• DATA RECORDS
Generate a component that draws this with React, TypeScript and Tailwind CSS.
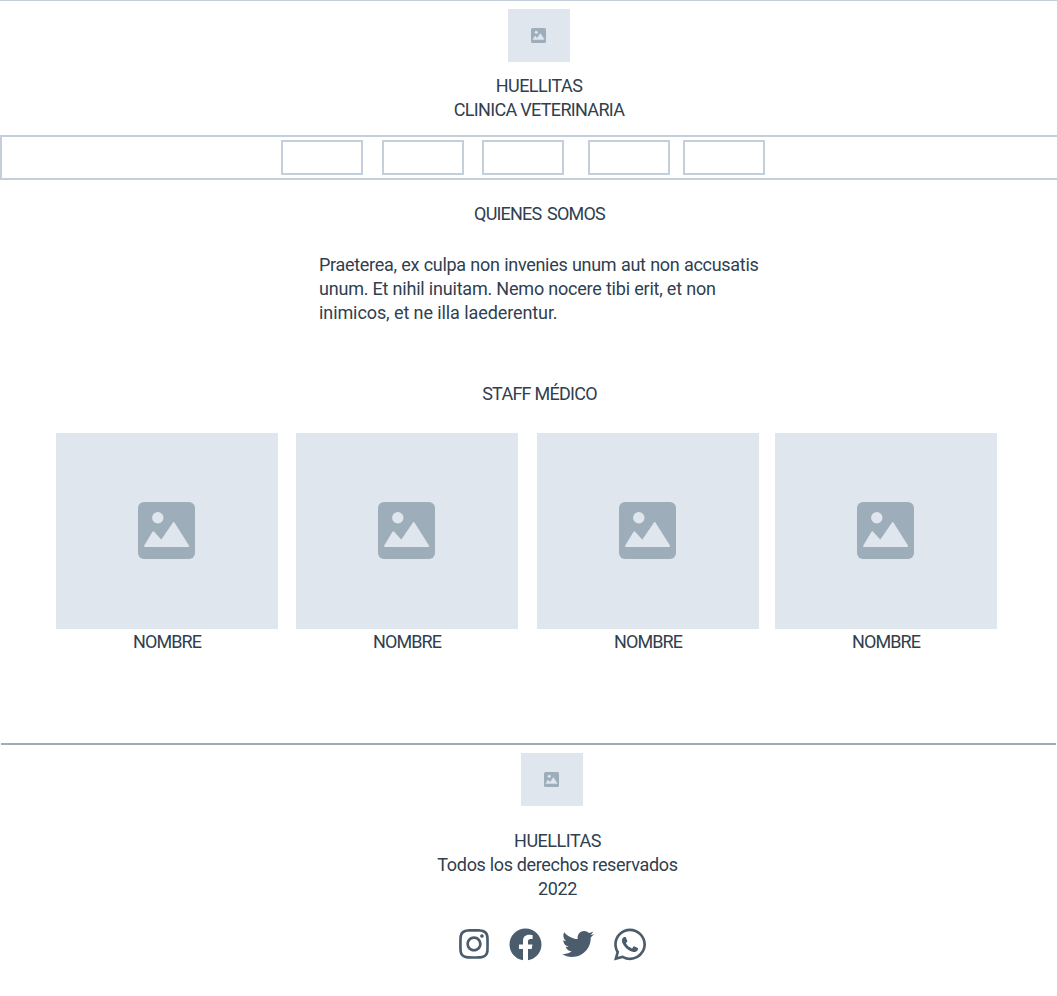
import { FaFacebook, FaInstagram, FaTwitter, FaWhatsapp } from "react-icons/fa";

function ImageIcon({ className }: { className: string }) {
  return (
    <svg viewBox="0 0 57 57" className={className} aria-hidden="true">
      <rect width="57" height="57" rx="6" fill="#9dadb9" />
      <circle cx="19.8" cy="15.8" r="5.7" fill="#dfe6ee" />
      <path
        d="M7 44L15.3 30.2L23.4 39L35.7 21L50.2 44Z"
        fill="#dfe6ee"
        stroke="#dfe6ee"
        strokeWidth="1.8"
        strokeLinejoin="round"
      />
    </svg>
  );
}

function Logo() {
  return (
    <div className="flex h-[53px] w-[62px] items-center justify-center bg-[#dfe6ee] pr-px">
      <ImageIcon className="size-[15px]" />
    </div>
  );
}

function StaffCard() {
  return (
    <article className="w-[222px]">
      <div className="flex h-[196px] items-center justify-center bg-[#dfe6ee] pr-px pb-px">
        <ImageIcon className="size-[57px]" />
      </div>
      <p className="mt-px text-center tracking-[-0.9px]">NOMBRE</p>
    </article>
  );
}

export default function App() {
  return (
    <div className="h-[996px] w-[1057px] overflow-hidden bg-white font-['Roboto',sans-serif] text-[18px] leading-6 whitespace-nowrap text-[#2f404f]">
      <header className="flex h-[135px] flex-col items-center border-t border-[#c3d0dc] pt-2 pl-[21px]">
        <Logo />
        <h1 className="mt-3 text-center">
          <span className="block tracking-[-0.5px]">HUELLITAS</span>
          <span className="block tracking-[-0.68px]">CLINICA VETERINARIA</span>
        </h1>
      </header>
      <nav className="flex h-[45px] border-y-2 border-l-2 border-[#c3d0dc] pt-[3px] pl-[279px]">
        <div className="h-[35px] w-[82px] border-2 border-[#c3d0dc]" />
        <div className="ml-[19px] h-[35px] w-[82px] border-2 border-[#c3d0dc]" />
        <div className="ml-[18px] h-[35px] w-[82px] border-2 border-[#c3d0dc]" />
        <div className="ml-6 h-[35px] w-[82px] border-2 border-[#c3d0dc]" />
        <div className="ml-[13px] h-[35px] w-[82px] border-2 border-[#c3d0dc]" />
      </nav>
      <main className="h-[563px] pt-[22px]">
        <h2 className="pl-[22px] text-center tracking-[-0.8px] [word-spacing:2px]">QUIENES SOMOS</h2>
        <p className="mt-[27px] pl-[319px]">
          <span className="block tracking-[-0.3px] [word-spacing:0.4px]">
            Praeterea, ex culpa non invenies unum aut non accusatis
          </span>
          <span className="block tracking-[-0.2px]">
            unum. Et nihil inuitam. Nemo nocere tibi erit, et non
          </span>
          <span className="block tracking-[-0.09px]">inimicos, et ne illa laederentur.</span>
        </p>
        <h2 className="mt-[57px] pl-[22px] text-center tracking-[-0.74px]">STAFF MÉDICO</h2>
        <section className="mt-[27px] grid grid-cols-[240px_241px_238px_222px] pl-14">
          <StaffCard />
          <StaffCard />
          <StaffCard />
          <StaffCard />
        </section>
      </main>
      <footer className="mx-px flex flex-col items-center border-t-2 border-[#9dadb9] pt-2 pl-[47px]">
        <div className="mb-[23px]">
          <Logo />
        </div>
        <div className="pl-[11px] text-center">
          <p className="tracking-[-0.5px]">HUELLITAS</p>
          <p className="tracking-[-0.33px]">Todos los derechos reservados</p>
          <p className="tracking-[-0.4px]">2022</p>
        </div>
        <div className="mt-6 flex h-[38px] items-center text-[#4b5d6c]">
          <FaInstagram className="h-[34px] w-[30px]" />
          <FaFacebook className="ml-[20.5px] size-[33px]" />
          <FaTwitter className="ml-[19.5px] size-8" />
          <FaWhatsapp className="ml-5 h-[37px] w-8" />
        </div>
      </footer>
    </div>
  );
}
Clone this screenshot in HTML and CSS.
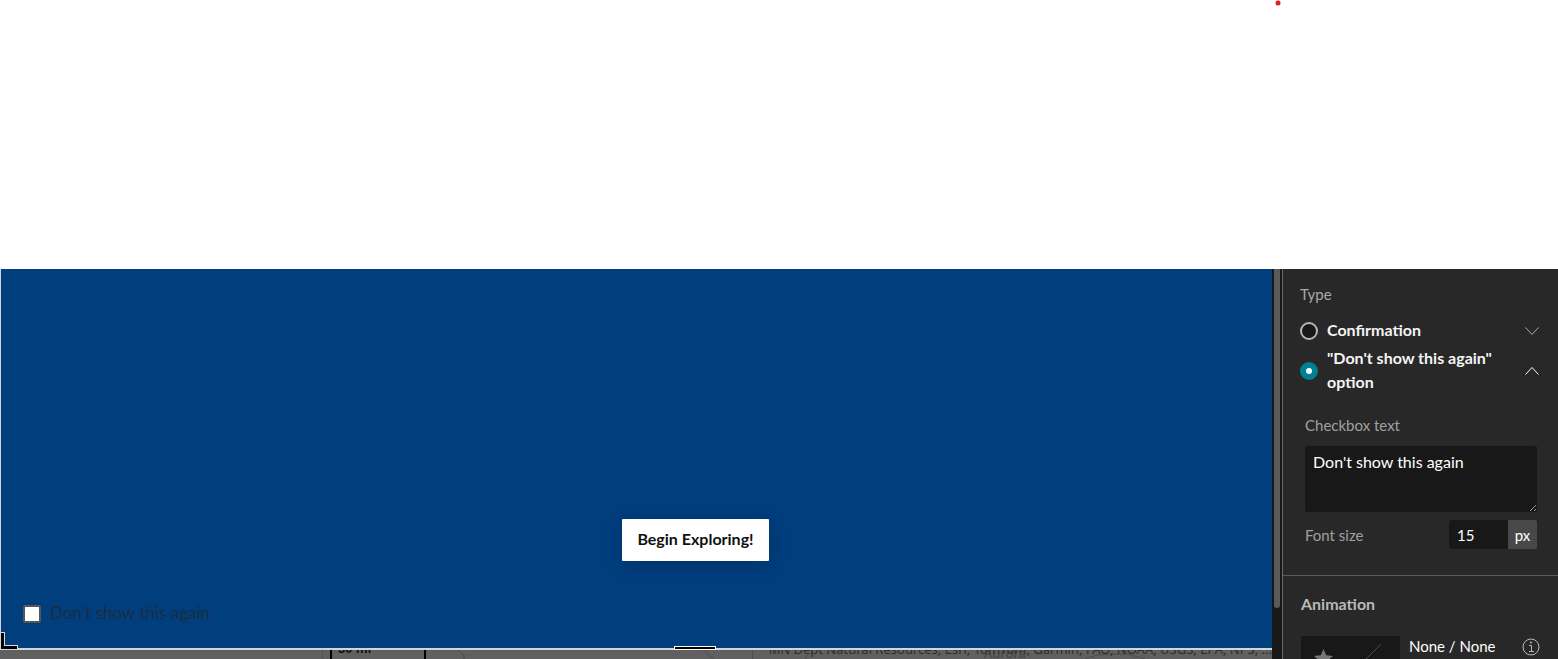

• THE REQUEST
Write out every entry again word for word, without any of the pictures.

• EXERCISE RESULT
Generate a component that draws this with React, TypeScript and Tailwind CSS.
import { FaFacebook, FaInstagram, FaTwitter, FaWhatsapp } from "react-icons/fa";

function ImageIcon({ className }: { className: string }) {
  return (
    <svg viewBox="0 0 57 57" className={className} aria-hidden="true">
      <rect width="57" height="57" rx="6" fill="#9dadb9" />
      <circle cx="19.8" cy="15.8" r="5.7" fill="#dfe6ee" />
      <path
        d="M7 44L15.3 30.2L23.4 39L35.7 21L50.2 44Z"
        fill="#dfe6ee"
        stroke="#dfe6ee"
        strokeWidth="1.8"
        strokeLinejoin="round"
      />
    </svg>
  );
}

function Logo() {
  return (
    <div className="flex h-[53px] w-[62px] items-center justify-center bg-[#dfe6ee] pr-px">
      <ImageIcon className="size-[15px]" />
    </div>
  );
}

function StaffCard() {
  return (
    <article className="w-[222px]">
      <div className="flex h-[196px] items-center justify-center bg-[#dfe6ee] pr-px pb-px">
        <ImageIcon className="size-[57px]" />
      </div>
      <p className="mt-px text-center tracking-[-0.9px]">NOMBRE</p>
    </article>
  );
}

export default function App() {
  return (
    <div className="h-[996px] w-[1057px] overflow-hidden bg-white font-['Roboto',sans-serif] text-[18px] leading-6 whitespace-nowrap text-[#2f404f]">
      <header className="flex h-[135px] flex-col items-center border-t border-[#c3d0dc] pt-2 pl-[21px]">
        <Logo />
        <h1 className="mt-3 text-center">
          <span className="block tracking-[-0.5px]">HUELLITAS</span>
          <span className="block tracking-[-0.68px]">CLINICA VETERINARIA</span>
        </h1>
      </header>
      <nav className="flex h-[45px] border-y-2 border-l-2 border-[#c3d0dc] pt-[3px] pl-[279px]">
        <div className="h-[35px] w-[82px] border-2 border-[#c3d0dc]" />
        <div className="ml-[19px] h-[35px] w-[82px] border-2 border-[#c3d0dc]" />
        <div className="ml-[18px] h-[35px] w-[82px] border-2 border-[#c3d0dc]" />
        <div className="ml-6 h-[35px] w-[82px] border-2 border-[#c3d0dc]" />
        <div className="ml-[13px] h-[35px] w-[82px] border-2 border-[#c3d0dc]" />
      </nav>
      <main className="h-[563px] pt-[22px]">
        <h2 className="pl-[22px] text-center tracking-[-0.8px] [word-spacing:2px]">QUIENES SOMOS</h2>
        <p className="mt-[27px] pl-[319px]">
          <span className="block tracking-[-0.3px] [word-spacing:0.4px]">
            Praeterea, ex culpa non invenies unum aut non accusatis
          </span>
          <span className="block tracking-[-0.2px]">
            unum. Et nihil inuitam. Nemo nocere tibi erit, et non
          </span>
          <span className="block tracking-[-0.09px]">inimicos, et ne illa laederentur.</span>
        </p>
        <h2 className="mt-[57px] pl-[22px] text-center tracking-[-0.74px]">STAFF MÉDICO</h2>
        <section className="mt-[27px] grid grid-cols-[240px_241px_238px_222px] pl-14">
          <StaffCard />
          <StaffCard />
          <StaffCard />
          <StaffCard />
        </section>
      </main>
      <footer className="mx-px flex flex-col items-center border-t-2 border-[#9dadb9] pt-2 pl-[47px]">
        <div className="mb-[23px]">
          <Logo />
        </div>
        <div className="pl-[11px] text-center">
          <p className="tracking-[-0.5px]">HUELLITAS</p>
          <p className="tracking-[-0.33px]">Todos los derechos reservados</p>
          <p className="tracking-[-0.4px]">2022</p>
        </div>
        <div className="mt-6 flex h-[38px] items-center text-[#4b5d6c]">
          <FaInstagram className="h-[34px] w-[30px]" />
          <FaFacebook className="ml-[20.5px] size-[33px]" />
          <FaTwitter className="ml-[19.5px] size-8" />
          <FaWhatsapp className="ml-5 h-[37px] w-8" />
        </div>
      </footer>
    </div>
  );
}
Clone this screenshot in HTML and CSS.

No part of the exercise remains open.